Love Their Product Manual Though

Oh, as an aside, full marks to Catalinbread for putting their product manuals up on the website, and making them really easy to find. I’d love to see every pedal manufacturer do the same. It’s good for their customers, and it’s not exactly difficult to do or expensive to do either in this day and age.

Final Thoughts

I think reluctance is the perfect way to sum up how I’m feeling about Catalinbread as a brand.

I would like to try a Formula 55 at some point, because it’s one of the few tweed-tone pedals in regular production. That’s only going to happen if I find a second-hand example, and even then, it’s going to have to be going for a bargain price.

The way I’m feeling right now, though, I’m more likely to move both of my Catalinbread pedals on and never bother with their pedals again.

3 Replies to “First Impressions: Catalinbread Formula 5F6 Drive Pedal”

  1. Hi,

    a year-old post, but I have noticed the same thing with at least two of my Catalinbread pedals.

    The worst is Zero-Point Flanger, it totally craps out with a nasty buzz if played with humbuckers or with a boost in front of it, and this cannot be remedied even with the internal trim pot. If driven with distortion/fuzz, this usually isn’t that apparent, but even then it does color the sound.

    My old Semaphore Tremolo does the same thing, it definitely clips + colors the sound when pushed with distortion and loses a lot of low end.

    That sound actually works with some guitar+pedalchain+amp-setups, but with some it just sounds awful.

    Catalinbread as a company should be more open about this design(?) decision(?) in their pedals. Some kind of internal pre-amp that clips, I think..?

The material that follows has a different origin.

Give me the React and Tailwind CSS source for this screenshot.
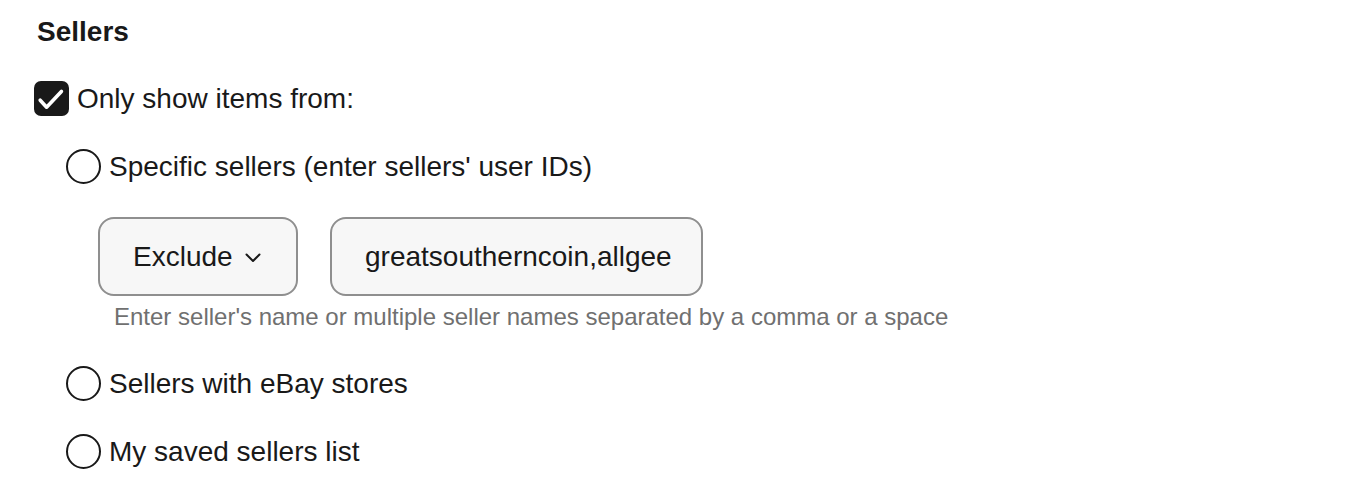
import React, { useState } from 'react';

const Radio = ({ checked, onClick, label }) => (
  <button type="button" onClick={onClick} className="flex items-center gap-[8px] h-[35px] text-left">
    <span className="w-[35px] h-[35px] rounded-full border-[2px] border-[#191919] bg-white flex items-center justify-center shrink-0">
      {checked && <span className="w-[17px] h-[17px] rounded-full bg-[#191919]" />}
    </span>
    <span className="text-[28px] leading-[32px] text-[#191919]">{label}</span>
  </button>
);

const App = () => {
  const [onlyFrom, setOnlyFrom] = useState(true);
  const [choice, setChoice] = useState(null);
  const [sellers, setSellers] = useState('greatsoutherncoin,allgee');

  return (
    <div className="min-h-[494px] bg-white px-[34px] pt-[16px] font-['Liberation_Sans',Arial,sans-serif] text-[#191919]">
      {/* --- HEADING --- */}
      <h3 className="pl-[3px] text-[28px] leading-[32px] font-bold">Sellers</h3>

      {/* --- ONLY SHOW CHECKBOX --- */}
      <button type="button" onClick={() => setOnlyFrom(!onlyFrom)} className="mt-[33px] flex items-center gap-[8px] h-[35px]">
        <span className={`w-[35px] h-[35px] rounded-[7px] flex items-center justify-center shrink-0 ${onlyFrom ? 'bg-[#191919]' : 'border-[2px] border-[#191919] bg-white'}`}>
          {onlyFrom && (
            <svg width="35" height="35" viewBox="0 0 35 35" fill="none">
              <path d="M6.2 19.2 L12.6 26.2 L27.4 10.4" stroke="white" strokeWidth="3.6" strokeLinecap="round" strokeLinejoin="round" />
            </svg>
          )}
        </span>
        <span className="text-[28px] leading-[32px]">Only show items from:</span>
      </button>

      {/* --- OPTIONS --- */}
      <div className="pl-[32px]">
        <div className="mt-[33px]">
          <Radio checked={choice === 'specific'} onClick={() => setChoice('specific')} label="Specific sellers (enter sellers' user IDs)" />
        </div>

        <div className="mt-[33px] pl-[32px] flex gap-[32px]">
          <button type="button" className="w-[200px] h-[79px] rounded-[16px] border-[2px] border-[#8f8f8f] bg-[#f7f7f7] flex items-center pl-[33px] gap-[12px] text-[28px] leading-[32px]">
            <span>Exclude</span>
            <svg width="16" height="10" viewBox="0 0 16 10" fill="none" className="mt-[2px]">
              <path d="M1.5 1.5 L8 8 L14.5 1.5" stroke="#191919" strokeWidth="2" strokeLinecap="round" strokeLinejoin="round" />
            </svg>
          </button>
          <input
            value={sellers}
            onChange={e => setSellers(e.target.value)}
            className="w-[373px] h-[79px] rounded-[16px] border-[2px] border-[#8f8f8f] bg-[#f7f7f7] pl-[33px] pr-[30px] text-[28px] text-[#191919] outline-none"
          />
        </div>
        <p className="mt-[7px] pl-[48px] text-[24px] leading-[28px] text-[#707070]">
          Enter seller's name or multiple seller names separated by a comma or a space
        </p>

        <div className="mt-[35px]">
          <Radio checked={choice === 'stores'} onClick={() => setChoice('stores')} label="Sellers with eBay stores" />
        </div>
        <div className="mt-[33px]">
          <Radio checked={choice === 'saved'} onClick={() => setChoice('saved')} label="My saved sellers list" />
        </div>
      </div>
    </div>
  );
};

export default App;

  2. This is weird to read. I have a 5f6 that I use pretty regularly with P90s which are hotter than a strat single coil, and I certainly wouldn’t say the pedal “craps out”. What exactly do you mean by it has no headroom? Like, it doesn’t clean up? I don’t have any issues with it at all. I can go from pretty tame to very dirty with no crapping out. It can certainly get dark but it also has a 3 band eq to fix that.

    Just my experience but I think it’s a pretty decent pedal.